PROBLEM REQUIREMENTS: Only a number is wanted: how many lines in the listing contain the word "Tailwind"?

SUPPLIED ENTRIES:
⁂

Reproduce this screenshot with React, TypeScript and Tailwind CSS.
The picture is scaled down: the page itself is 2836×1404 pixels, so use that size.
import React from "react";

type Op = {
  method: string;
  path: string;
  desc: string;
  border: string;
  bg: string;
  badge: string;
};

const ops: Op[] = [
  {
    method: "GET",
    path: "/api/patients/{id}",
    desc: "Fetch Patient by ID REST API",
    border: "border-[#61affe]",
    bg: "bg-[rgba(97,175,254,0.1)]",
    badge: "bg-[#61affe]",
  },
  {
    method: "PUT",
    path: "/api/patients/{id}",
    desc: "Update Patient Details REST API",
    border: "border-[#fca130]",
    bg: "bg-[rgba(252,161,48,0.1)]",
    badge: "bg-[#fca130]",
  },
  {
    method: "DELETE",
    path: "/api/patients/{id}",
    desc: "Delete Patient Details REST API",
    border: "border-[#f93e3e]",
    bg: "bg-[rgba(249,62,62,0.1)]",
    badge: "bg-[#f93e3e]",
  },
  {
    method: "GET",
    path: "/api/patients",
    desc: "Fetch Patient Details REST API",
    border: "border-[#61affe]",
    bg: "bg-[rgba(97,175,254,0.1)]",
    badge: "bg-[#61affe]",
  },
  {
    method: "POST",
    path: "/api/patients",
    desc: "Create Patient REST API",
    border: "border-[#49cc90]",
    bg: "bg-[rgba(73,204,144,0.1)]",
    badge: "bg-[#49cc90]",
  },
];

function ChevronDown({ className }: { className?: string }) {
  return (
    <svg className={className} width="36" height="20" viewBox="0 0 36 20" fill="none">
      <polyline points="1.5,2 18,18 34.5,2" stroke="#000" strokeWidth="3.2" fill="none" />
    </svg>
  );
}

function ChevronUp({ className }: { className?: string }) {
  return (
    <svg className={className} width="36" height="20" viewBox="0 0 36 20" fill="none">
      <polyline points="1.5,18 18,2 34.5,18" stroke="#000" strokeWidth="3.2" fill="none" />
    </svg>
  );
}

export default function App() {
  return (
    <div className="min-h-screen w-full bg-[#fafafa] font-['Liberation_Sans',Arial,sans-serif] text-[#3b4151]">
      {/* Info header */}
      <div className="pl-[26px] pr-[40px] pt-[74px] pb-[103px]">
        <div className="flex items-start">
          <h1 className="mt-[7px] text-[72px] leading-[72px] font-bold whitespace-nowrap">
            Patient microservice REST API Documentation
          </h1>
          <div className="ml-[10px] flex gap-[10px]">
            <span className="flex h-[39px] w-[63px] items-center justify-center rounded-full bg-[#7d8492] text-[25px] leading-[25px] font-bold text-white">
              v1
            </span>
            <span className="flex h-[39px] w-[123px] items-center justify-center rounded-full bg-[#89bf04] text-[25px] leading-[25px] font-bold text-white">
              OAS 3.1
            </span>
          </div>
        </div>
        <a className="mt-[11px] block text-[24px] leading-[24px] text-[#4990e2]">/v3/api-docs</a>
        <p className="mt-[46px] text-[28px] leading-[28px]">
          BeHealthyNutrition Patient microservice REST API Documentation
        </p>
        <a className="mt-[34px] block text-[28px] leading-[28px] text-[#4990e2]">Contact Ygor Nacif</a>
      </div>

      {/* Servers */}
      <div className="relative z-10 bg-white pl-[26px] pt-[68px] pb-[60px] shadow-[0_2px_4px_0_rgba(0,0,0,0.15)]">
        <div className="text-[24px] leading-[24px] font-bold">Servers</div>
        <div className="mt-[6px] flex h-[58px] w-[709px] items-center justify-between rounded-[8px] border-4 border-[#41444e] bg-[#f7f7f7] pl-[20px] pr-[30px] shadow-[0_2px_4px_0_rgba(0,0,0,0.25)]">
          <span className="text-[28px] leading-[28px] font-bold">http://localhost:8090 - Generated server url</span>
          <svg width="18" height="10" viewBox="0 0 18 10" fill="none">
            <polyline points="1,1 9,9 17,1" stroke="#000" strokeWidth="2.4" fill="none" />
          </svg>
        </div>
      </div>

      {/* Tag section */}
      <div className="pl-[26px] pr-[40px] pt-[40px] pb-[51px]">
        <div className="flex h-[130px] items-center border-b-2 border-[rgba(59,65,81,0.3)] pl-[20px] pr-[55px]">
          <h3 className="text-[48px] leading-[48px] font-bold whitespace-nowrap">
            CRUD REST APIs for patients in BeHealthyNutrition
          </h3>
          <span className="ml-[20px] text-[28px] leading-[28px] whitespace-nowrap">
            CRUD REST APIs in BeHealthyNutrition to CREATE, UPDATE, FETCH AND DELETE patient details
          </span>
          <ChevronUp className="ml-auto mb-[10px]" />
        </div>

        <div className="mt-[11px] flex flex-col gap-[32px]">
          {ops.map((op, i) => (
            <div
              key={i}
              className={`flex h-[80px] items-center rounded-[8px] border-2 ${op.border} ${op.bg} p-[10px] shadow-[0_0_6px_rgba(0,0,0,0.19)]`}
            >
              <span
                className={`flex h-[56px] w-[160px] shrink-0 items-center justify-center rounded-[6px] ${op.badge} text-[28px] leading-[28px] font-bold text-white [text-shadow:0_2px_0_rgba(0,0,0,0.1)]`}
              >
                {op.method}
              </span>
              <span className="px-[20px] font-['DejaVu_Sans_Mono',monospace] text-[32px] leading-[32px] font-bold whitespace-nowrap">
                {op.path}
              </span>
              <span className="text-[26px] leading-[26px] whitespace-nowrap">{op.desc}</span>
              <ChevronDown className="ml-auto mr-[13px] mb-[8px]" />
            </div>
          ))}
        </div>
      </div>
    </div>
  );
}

⁂

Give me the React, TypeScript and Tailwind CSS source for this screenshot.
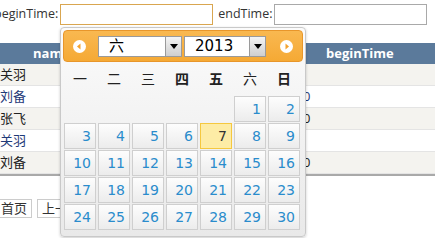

⁂

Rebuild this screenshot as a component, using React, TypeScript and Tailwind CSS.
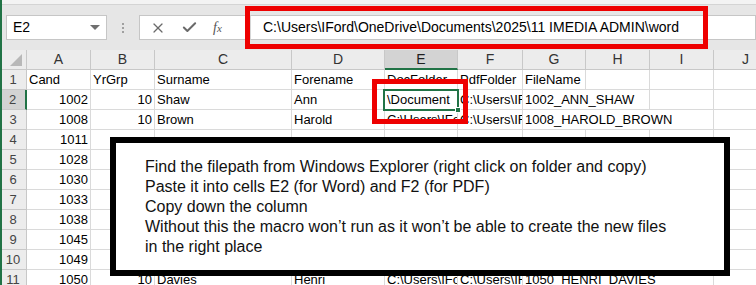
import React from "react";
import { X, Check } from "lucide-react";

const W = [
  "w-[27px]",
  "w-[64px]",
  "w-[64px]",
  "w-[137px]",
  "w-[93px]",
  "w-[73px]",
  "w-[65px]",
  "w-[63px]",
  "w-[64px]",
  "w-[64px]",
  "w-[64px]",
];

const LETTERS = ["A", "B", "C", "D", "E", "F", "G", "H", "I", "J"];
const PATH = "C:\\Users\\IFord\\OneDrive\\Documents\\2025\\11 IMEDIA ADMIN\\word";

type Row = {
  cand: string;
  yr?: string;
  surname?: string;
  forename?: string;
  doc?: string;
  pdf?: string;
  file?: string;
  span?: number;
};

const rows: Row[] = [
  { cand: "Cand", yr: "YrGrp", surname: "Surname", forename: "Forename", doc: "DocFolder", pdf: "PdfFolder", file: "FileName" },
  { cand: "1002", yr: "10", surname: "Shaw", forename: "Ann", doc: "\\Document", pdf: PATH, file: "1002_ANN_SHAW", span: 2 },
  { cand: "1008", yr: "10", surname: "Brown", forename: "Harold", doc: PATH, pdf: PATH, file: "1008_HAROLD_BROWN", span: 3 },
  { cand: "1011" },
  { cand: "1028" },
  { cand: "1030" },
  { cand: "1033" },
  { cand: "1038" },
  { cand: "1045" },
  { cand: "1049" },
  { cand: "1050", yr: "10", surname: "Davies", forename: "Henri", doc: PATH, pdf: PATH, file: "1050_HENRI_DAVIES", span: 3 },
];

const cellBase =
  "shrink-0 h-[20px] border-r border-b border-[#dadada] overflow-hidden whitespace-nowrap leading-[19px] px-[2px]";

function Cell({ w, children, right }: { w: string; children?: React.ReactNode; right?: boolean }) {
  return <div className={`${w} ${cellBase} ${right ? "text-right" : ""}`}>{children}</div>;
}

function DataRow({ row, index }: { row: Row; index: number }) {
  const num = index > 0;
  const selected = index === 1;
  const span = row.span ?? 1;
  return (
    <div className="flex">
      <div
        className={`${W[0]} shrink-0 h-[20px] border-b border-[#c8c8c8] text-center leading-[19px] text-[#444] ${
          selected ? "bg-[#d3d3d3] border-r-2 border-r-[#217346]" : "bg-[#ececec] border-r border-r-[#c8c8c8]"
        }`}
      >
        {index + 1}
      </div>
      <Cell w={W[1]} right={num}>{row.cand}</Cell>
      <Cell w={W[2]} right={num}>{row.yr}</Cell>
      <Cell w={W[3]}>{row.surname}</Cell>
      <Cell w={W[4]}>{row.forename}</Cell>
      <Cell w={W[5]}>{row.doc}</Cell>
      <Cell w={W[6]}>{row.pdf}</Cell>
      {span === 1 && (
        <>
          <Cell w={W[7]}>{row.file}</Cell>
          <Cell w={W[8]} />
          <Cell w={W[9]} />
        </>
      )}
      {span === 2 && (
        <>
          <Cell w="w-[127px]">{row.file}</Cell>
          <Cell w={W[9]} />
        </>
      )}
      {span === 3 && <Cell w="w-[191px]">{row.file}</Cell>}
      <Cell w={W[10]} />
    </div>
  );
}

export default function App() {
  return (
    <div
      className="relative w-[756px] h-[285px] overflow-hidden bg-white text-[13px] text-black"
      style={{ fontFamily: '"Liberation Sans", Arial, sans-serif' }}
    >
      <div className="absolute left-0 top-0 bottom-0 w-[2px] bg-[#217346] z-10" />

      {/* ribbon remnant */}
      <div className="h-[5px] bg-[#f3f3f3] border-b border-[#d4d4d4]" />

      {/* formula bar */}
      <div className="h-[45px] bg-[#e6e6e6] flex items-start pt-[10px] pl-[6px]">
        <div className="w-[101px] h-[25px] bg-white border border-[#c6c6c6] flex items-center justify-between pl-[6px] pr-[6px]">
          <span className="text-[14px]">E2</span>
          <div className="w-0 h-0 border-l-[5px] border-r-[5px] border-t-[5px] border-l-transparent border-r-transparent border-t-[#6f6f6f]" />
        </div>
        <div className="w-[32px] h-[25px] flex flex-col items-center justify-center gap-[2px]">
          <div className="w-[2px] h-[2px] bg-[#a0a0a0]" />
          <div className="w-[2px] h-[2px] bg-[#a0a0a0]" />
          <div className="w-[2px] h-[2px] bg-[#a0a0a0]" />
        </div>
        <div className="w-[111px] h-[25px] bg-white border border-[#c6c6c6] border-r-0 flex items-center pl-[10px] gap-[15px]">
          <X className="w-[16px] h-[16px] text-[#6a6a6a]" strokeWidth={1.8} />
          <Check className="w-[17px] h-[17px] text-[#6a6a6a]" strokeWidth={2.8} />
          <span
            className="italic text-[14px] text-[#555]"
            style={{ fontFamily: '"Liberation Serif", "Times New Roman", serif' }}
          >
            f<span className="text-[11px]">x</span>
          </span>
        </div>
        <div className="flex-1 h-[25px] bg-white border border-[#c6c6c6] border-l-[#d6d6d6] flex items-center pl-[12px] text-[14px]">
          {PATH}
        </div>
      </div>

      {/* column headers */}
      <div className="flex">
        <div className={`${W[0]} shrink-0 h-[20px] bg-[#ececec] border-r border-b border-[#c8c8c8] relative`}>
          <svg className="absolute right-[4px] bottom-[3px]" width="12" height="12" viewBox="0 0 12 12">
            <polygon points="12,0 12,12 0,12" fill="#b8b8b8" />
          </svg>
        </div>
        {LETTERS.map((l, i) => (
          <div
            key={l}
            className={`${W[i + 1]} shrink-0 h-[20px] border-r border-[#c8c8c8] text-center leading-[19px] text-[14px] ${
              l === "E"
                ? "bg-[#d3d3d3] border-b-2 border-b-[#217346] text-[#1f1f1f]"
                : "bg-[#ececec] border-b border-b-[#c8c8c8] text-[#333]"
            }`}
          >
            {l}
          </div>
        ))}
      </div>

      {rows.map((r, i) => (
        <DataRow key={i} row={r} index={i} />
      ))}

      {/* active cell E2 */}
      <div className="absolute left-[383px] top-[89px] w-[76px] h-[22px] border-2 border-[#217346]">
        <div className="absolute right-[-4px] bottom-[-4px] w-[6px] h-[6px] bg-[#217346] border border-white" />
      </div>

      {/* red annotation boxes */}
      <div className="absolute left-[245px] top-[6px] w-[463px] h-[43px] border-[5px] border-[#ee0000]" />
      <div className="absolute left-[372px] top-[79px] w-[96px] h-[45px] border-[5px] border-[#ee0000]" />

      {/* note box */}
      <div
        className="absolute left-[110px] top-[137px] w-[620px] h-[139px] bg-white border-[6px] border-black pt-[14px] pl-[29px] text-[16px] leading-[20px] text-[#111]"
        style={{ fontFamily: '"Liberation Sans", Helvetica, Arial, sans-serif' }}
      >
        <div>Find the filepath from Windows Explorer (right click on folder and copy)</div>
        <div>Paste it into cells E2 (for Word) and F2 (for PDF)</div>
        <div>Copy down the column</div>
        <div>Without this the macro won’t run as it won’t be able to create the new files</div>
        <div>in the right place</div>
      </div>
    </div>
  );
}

⁂

WRITTEN ANSWER: 3